Author: Becky Albertalli

Publisher: Balzer + Bray

Release Date: April 7th 2015

Pages: 303

My Rating: ★★★★★ (5/5)

Goodreads | Amazon


“He talked about the ocean between people. And how the whole point of everything is to find a shore worth swimming to.”

Oh my god. THIS BOOK. I have not been this in love with a YA novel in ages, probably not since Anna and the French Kiss. Just the fact that I rated it 5 stars says enough as I’m typically so reluctant to rate anything so high. This one truly deserved it, in my opinion. Becky Albertalli has gone above and beyond.

Simon vs. the Homo Sapiens Agenda is about a sixteen-year-old boy named Simon who’s hiding a huge secret: he’s gay. Everything is seemingly going pretty good for him - he’s got a great friend group and an online correspondence with an anonymous boy whom he happens to have a crush on. But when someone discovers his e-mails and threatens to expose the two boys as blackmail in return for Simon’s help, everything flips upside down.

Lemme start off with a bit of a disclaimer that I’m not a part of the LGBT community and therefore I can’t speak to the experiences of those who are. Since this book focuses heavily on the experiences of a gay teenager, which I have zero say in, I can only really speak to the plot itself. Which is what I’m gonna do. Can I also just add that this is the first novel I’ve ever read with an LGBT lead character. How is that even possible?? I’ve now made it my mission to scout out novels with a much more diverse cast of characters in the future.

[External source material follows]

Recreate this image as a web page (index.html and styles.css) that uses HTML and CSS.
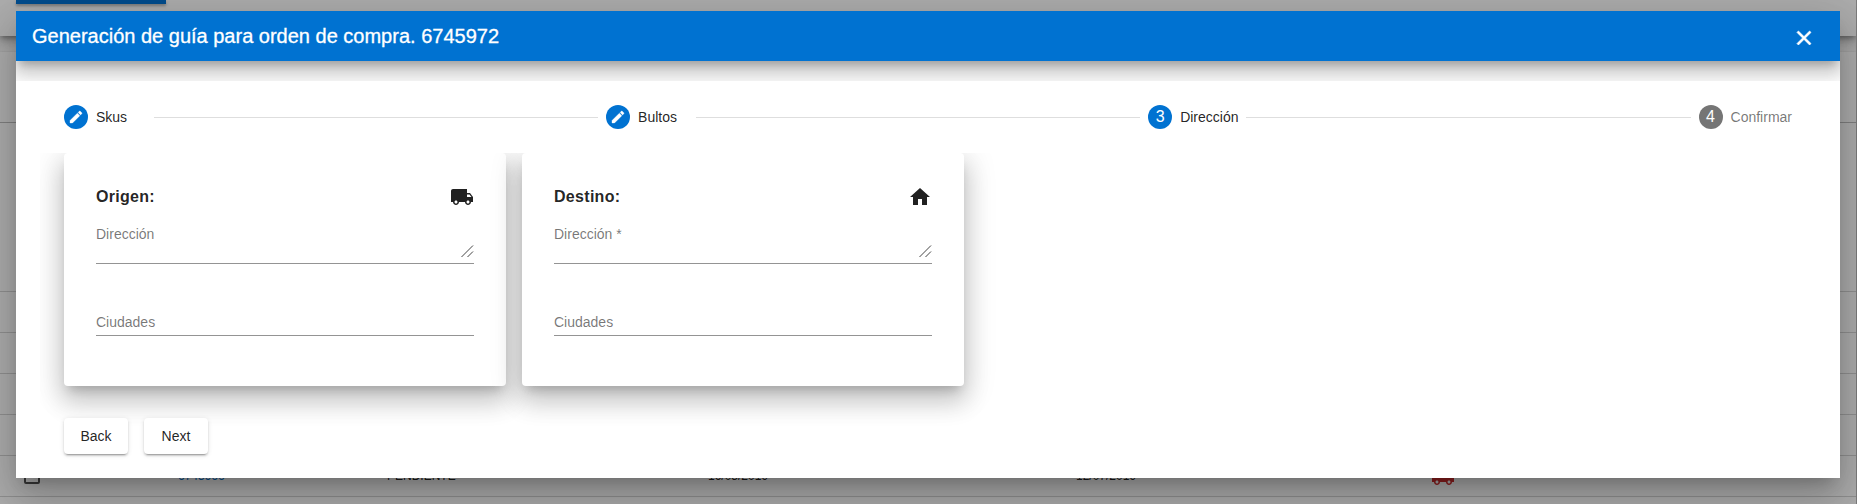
FILE: index.html
```html
<!DOCTYPE html>
<html lang="es">
<head>
<meta charset="utf-8">
<title>Generación de guía</title>
<link rel="stylesheet" href="styles.css">
</head>
<body>
<div class="page">
  <div class="toolbar-card"><div class="toolbar-button"></div></div>
  <div class="table">
    <div class="row row-head"></div>
    <div class="row row-filter"></div>
    <div class="row"></div>
    <div class="row"></div>
    <div class="row"></div>
    <div class="row"></div>
    <div class="row row-data">
      <span class="checkbox"></span>
      <a class="order">6745966</a>
      <span>PENDIENTE</span>
      <span>16/05/2019</span>
      <span>12/07/2019</span>
      <svg class="icon icon-red" viewBox="0 0 24 24"><path d="M20 8h-3V4H3c-1.100 0-2 .9-2 2v11h2c0 1.660 1.340 3 3 3s3-1.340 3-3h6c0 1.660 1.340 3 3 3s3-1.340 3-3h2v-5l-3-4zM6 18.500c-.83 0-1.500-.67-1.500-1.500s.67-1.500 1.500-1.500 1.500.67 1.500 1.500-.67 1.500-1.500 1.500zm13.500-9l1.960 2.500H17V9.500h2.500zm-1.500 9c-.83 0-1.500-.67-1.500-1.500s.67-1.500 1.500-1.500 1.500.67 1.500 1.500-.67 1.500-1.500 1.500z"/></svg>
    </div>
    <div class="row"></div>
  </div>
</div>
<div class="overlay">
  <div class="dialog">
    <div class="dialog-top">
      <header class="dialog-header">
        <h1 class="title">Generación de guía para orden de compra. 6745972</h1>
        <svg class="icon close" viewBox="0 0 24 24"><path d="M19 6.410L17.590 5 12 10.590 6.410 5 5 6.410 10.590 12 5 17.590 6.410 19 12 13.410 17.590 19 19 17.590 13.410 12z"/></svg>
      </header>
    </div>
    <div class="stepper">
      <div class="step"><span class="badge"><svg viewBox="0 0 24 24"><path d="M3 17.250V21h3.750L17.810 9.940l-3.750-3.750L3 17.250zM20.710 7.040c.39-.39.39-1.020 0-1.410l-2.340-2.340c-.39-.39-1.020-.39-1.410 0l-1.830 1.830 3.750 3.750 1.830-1.830z"/></svg></span><span class="step-label">Skus</span></div>
      <div class="line"></div>
      <div class="step"><span class="badge"><svg viewBox="0 0 24 24"><path d="M3 17.250V21h3.750L17.810 9.940l-3.750-3.750L3 17.250zM20.710 7.040c.39-.39.39-1.020 0-1.410l-2.340-2.340c-.39-.39-1.020-.39-1.410 0l-1.830 1.830 3.750 3.750 1.830-1.830z"/></svg></span><span class="step-label">Bultos</span></div>
      <div class="line"></div>
      <div class="step"><span class="badge">3</span><span class="step-label">Dirección</span></div>
      <div class="line"></div>
      <div class="step step-pending"><span class="badge">4</span><span class="step-label">Confirmar</span></div>
    </div>
    <div class="content">
      <div class="cards">
        <section class="card">
          <div class="card-head"><h2>Origen:</h2><svg class="icon" viewBox="0 0 24 24"><path d="M20 8h-3V4H3c-1.100 0-2 .9-2 2v11h2c0 1.660 1.340 3 3 3s3-1.340 3-3h6c0 1.660 1.340 3 3 3s3-1.340 3-3h2v-5l-3-4zM6 18.500c-.83 0-1.500-.67-1.500-1.500s.67-1.500 1.500-1.500 1.500.67 1.500 1.500-.67 1.500-1.500 1.500zm13.500-9l1.960 2.500H17V9.500h2.500zm-1.500 9c-.83 0-1.500-.67-1.500-1.500s.67-1.500 1.500-1.500 1.500.67 1.500 1.500-.67 1.500-1.500 1.500z"/></svg></div>
          <div class="field field-area"><span>Dirección</span><svg class="grip" viewBox="0 0 13 13"><path d="M.5 12 12 .5M6.500 12 12 6.500"/></svg></div>
          <div class="field"><span>Ciudades</span></div>
        </section>
        <section class="card">
          <div class="card-head"><h2>Destino:</h2><svg class="icon" viewBox="0 0 24 24"><path d="M10 20v-6h4v6h5v-8h3L12 3 2 12h3v8z"/></svg></div>
          <div class="field field-area"><span>Dirección *</span><svg class="grip" viewBox="0 0 13 13"><path d="M.5 12 12 .5M6.500 12 12 6.500"/></svg></div>
          <div class="field"><span>Ciudades</span></div>
        </section>
      </div>
      <div class="actions"><button class="button">Back</button><button class="button">Next</button></div>
    </div>
  </div>
</div>
</body>
</html>
```
FILE: styles.css
```css
* { box-sizing: border-box; }
body {
  margin: 0;
  height: 504px;
  overflow: hidden;
  background: #fafafa;
  color: rgba(0, 0, 0, .87);
  font-family: "Liberation Sans", Arial, sans-serif;
  font-size: 14px;
}
h1, h2 { margin: 0; }
.icon { display: block; width: 24px; height: 24px; fill: currentColor; }

/* Page behind the dialog */
.page {
  height: 504px;
  overflow: hidden;
  border-right: 1px solid #b8b8b8;
}
.toolbar-card {
  height: 36px;
  margin-bottom: 16px;
  padding-left: 16px;
  background: #fff;
  box-shadow: 0 3px 5px -1px rgba(0, 0, 0, .3), 0 6px 10px rgba(0, 0, 0, .16), 0 1px 18px rgba(0, 0, 0, .14);
}
.toolbar-button {
  width: 150px;
  height: 4px;
  background: #0072d1;
  box-shadow: 0 3px 1px -2px rgba(0, 0, 0, .3), 0 2px 3px rgba(0, 0, 0, .3);
}
.table { background: #fff; box-shadow: 0 0 2px rgba(0, 0, 0, .14); }
.row { height: 41px; border-bottom: 1px solid #d4d4d4; }
.row-head { height: 71px; border-color: #bdbdbd; }
.row-filter { height: 169px; }
.row-data {
  display: grid;
  grid-template-columns: 154px 209px 321px 368px 355px 24px;
  align-items: center;
  padding-left: 24px;
  font-size: 12px;
}
.order { color: #0072d1; }
.checkbox { width: 16px; height: 16px; border: 2px solid #555; border-radius: 2px; }
.icon-red { margin-top: 2px; color: #d32f2f; }

/* Dialog */
.overlay {
  position: absolute;
  inset: 0;
  padding: 11px 17px 26px 16px;
  background: rgba(0, 0, 0, .32);
}
.dialog {
  height: 467px;
  background: #fff;
  box-shadow: 0 11px 15px -7px rgba(0, 0, 0, .2), 0 24px 38px 3px rgba(0, 0, 0, .14), 0 9px 46px 8px rgba(0, 0, 0, .12);
}
.dialog-top { height: 70px; overflow: hidden; }
.dialog-header {
  display: flex;
  align-items: center;
  justify-content: space-between;
  height: 50px;
  padding: 0 24px 0 16px;
  background: #0072d1;
  color: #fff;
  box-shadow: 0 7px 8px -4px rgba(0, 0, 0, .2), 0 12px 17px 2px rgba(0, 0, 0, .14), 0 5px 22px 4px rgba(0, 0, 0, .12);
}
.title { font-size: 20px; font-weight: 400; line-height: 50px; -webkit-text-stroke: .3px #fff; }
.close { margin-top: 4px; stroke: #fff; stroke-width: .7; }

.stepper {
  display: flex;
  align-items: center;
  gap: 8px;
  height: 72px;
  padding: 0 48px;
}
.step { display: flex; align-items: center; gap: 8px; }
.badge {
  display: flex;
  align-items: center;
  justify-content: center;
  width: 24px;
  height: 24px;
  border-radius: 50%;
  background: #0072d1;
  color: #fff;
  font-size: 16px;
}
.badge svg { width: 16px; height: 16px; fill: #fff; stroke: #fff; stroke-width: .5; }
.step-label { min-width: 50px; }
.step-pending .badge { background: #757575; }
.step-pending .step-label { color: rgba(0, 0, 0, .54); }
.line { flex: 1; height: 1px; background: #dedede; }

.content { height: 325px; padding: 0 24px; overflow: hidden; margin-left: 24px; }
.cards { display: flex; gap: 16px; }
.card {
  width: 442px;
  height: 233px;
  padding: 32px;
  border-radius: 4px;
  background: #fff;
  box-shadow: 0 8px 10px -5px rgba(0, 0, 0, .2), 0 16px 24px 2px rgba(0, 0, 0, .14), 0 6px 30px 5px rgba(0, 0, 0, .12);
}
.card-head { display: flex; align-items: center; justify-content: space-between; height: 24px; }
.card-head h2 { font-size: 16px; font-weight: 700; letter-spacing: .3px; }
.field {
  display: flex;
  align-items: flex-end;
  height: 72px;
  padding-bottom: 5px;
  border-bottom: 1px solid #949494;
  color: rgba(0, 0, 0, .54);
}
.field-area { justify-content: space-between; height: 55px; }
.field-area span { padding-bottom: 16px; }
.grip { width: 13px; height: 13px; fill: none; stroke: #444; stroke-width: 1; }

.actions { display: flex; gap: 16px; margin-top: 32px; }
.button {
  width: 64px;
  height: 36px;
  padding: 0;
  border: 0;
  border-radius: 4px;
  background: #fff;
  color: rgba(0, 0, 0, .87);
  font: 14px "Liberation Sans", Arial, sans-serif;
  box-shadow: 0 3px 1px -2px rgba(0, 0, 0, .2), 0 2px 2px rgba(0, 0, 0, .14), 0 1px 5px rgba(0, 0, 0, .12);
}
```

There’s really not much that I didn’t like about this book, so I’ll just point out some of my favourite things. First of all, the e-mails. The e-mails between Simon (aka Jacques, his alias) and Blue are clever, amusing, and sexy. I actually found myself laughing out loud at times. One of the things I often find with young adults novels that puts me off of them is that the characters act and speak more mature than they are, but I didn’t find that a problem with SVTHSA. The teens acted like teens; they did immature things, they made mistakes and they were reprimanded for them. I really respected that. Even the use of Tumblr was appropriate and I think it really spoke to this generation. And, of course, I have to mention that the romance between Simon and Blue was so. flipping. perfect. It just pulled at my heartstrings.

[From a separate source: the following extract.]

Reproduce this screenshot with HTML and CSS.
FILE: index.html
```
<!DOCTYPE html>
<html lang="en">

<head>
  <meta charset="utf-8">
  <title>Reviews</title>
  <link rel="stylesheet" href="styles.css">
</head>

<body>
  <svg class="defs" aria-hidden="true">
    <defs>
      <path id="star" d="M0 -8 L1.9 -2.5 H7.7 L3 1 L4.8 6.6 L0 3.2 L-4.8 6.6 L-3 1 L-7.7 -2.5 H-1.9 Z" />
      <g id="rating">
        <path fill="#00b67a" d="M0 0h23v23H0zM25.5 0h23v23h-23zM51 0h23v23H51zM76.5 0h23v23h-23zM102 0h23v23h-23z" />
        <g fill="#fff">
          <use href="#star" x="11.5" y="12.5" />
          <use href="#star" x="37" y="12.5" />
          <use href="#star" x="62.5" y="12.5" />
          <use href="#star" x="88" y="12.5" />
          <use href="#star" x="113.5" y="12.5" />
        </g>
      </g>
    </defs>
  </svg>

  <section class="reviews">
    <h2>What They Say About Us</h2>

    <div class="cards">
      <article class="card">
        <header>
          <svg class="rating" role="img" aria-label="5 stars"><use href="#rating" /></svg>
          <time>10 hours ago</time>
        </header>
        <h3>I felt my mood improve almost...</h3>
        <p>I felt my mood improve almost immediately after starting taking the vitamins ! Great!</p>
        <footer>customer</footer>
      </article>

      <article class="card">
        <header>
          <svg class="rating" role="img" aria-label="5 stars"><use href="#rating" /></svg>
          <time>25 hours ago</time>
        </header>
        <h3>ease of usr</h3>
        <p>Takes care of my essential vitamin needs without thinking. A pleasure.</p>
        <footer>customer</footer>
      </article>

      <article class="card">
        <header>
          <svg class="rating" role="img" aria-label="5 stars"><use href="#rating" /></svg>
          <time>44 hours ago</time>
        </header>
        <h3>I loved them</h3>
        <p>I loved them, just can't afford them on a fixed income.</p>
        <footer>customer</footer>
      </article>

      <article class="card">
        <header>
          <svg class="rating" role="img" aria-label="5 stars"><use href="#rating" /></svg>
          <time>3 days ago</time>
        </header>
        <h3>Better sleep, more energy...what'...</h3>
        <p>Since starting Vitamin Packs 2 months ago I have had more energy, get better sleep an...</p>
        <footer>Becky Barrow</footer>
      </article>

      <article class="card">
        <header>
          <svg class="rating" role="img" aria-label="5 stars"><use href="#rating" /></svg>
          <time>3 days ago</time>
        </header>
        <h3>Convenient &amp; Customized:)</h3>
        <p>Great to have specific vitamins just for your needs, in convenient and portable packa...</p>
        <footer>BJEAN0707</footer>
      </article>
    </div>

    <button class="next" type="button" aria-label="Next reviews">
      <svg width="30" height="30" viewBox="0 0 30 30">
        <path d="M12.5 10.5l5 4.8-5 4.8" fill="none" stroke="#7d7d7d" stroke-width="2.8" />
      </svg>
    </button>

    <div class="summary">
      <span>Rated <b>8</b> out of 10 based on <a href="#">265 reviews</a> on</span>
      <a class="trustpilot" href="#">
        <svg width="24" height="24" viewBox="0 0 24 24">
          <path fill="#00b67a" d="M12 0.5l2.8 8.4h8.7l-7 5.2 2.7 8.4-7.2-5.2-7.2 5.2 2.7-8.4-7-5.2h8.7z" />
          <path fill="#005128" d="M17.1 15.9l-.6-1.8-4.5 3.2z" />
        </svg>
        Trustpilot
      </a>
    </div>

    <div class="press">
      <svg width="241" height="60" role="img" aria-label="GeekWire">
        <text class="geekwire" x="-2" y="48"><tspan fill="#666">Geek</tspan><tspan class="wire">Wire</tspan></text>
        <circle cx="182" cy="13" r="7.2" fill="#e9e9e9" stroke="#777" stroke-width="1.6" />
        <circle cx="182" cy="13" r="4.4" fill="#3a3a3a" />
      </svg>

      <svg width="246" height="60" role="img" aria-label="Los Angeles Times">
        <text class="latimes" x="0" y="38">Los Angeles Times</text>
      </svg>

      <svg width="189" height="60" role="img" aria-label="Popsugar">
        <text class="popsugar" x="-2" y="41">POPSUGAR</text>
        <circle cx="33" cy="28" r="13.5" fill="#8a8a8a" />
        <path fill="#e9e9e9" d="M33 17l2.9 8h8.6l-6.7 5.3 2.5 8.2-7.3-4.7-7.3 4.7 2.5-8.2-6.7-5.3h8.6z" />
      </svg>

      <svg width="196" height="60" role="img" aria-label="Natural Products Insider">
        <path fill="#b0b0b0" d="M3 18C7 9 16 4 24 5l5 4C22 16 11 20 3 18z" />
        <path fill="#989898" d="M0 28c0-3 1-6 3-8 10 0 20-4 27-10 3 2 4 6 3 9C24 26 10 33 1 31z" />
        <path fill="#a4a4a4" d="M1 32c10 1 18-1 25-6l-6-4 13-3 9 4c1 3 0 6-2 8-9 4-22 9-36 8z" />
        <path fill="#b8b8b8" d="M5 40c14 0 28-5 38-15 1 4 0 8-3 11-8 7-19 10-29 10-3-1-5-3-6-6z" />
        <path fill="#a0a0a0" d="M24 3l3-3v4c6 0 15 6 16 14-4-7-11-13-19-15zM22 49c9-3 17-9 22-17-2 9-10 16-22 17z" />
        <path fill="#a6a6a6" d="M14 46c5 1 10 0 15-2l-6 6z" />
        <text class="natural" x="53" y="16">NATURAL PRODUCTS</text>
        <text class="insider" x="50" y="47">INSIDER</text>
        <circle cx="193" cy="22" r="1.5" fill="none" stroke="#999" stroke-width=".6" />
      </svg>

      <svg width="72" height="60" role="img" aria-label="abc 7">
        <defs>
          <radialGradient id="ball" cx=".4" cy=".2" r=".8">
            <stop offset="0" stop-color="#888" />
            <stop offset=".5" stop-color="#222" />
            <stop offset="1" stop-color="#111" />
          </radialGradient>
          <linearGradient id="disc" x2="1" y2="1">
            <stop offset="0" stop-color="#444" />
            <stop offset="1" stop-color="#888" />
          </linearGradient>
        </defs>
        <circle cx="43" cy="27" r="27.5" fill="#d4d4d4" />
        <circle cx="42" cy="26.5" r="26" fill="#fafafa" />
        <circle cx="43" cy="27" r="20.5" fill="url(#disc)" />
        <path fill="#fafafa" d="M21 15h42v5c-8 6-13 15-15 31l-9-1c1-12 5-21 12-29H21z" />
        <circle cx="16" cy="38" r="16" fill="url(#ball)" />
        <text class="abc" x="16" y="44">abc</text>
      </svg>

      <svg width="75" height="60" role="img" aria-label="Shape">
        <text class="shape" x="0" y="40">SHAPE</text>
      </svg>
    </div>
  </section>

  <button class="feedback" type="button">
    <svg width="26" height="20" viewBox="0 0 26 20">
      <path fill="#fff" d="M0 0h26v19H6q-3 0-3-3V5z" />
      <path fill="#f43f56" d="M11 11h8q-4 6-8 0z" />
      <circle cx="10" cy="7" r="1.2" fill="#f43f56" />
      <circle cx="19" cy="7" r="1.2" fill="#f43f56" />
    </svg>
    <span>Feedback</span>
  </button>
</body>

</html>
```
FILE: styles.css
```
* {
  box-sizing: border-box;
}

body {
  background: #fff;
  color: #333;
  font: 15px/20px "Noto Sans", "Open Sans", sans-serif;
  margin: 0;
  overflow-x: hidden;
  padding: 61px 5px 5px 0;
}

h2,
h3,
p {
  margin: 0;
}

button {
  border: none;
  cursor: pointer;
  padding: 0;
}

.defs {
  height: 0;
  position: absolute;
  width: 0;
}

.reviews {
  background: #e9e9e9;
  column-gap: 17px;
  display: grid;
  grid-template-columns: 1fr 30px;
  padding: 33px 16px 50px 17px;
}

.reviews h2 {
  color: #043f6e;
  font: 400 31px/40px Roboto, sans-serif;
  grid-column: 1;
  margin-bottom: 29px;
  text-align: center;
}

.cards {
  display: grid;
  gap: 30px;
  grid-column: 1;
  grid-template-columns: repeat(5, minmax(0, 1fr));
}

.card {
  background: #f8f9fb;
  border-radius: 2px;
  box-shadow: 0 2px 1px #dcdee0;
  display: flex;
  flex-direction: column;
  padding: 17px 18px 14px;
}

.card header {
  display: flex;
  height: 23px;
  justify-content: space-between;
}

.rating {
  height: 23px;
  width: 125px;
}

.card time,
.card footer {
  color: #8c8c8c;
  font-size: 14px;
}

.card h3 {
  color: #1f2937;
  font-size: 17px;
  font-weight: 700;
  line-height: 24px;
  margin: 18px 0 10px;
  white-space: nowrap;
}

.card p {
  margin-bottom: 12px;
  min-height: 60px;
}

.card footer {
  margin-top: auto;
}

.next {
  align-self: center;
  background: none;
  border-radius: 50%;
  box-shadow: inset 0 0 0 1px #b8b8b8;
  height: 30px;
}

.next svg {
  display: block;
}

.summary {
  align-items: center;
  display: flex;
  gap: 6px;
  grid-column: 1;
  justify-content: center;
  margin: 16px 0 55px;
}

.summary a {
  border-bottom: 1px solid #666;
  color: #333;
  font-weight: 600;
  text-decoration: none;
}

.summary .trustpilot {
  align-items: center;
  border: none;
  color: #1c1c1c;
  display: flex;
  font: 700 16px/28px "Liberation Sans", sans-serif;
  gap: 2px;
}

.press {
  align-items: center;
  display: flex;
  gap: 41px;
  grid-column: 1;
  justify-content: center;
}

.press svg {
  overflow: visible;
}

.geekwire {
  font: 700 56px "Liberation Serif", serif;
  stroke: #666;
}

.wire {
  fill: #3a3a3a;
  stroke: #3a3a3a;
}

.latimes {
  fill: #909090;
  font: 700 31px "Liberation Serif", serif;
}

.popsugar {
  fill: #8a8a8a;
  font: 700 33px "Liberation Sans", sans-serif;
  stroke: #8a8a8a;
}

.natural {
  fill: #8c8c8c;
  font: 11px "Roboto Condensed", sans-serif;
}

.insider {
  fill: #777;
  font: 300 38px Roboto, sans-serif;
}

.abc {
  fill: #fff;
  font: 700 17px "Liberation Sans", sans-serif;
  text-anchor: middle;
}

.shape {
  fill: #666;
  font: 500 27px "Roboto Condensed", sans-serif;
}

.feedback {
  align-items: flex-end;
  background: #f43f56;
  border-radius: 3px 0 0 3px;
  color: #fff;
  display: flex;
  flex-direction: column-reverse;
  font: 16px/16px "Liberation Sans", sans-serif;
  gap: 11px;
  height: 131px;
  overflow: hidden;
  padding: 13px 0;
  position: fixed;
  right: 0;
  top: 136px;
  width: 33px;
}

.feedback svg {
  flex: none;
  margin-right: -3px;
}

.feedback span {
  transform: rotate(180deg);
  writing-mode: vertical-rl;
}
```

I’d recommend this novel to anyone and everyone. I think that it’s such an important conversation starter on sexuality and adolescence. It’s funny and smart; it reminds me of what I’ve always loved about YA novels. Please please PLEASE give this novel a shot. I’m serious. Go read this book!!! Especially if you’re planning on seeing the film adaptation, Love, Simon. Read the book first. You won’t regret it. I promise.

Have you read Simon vs. the Homo Sapiens Agenda? What did you think?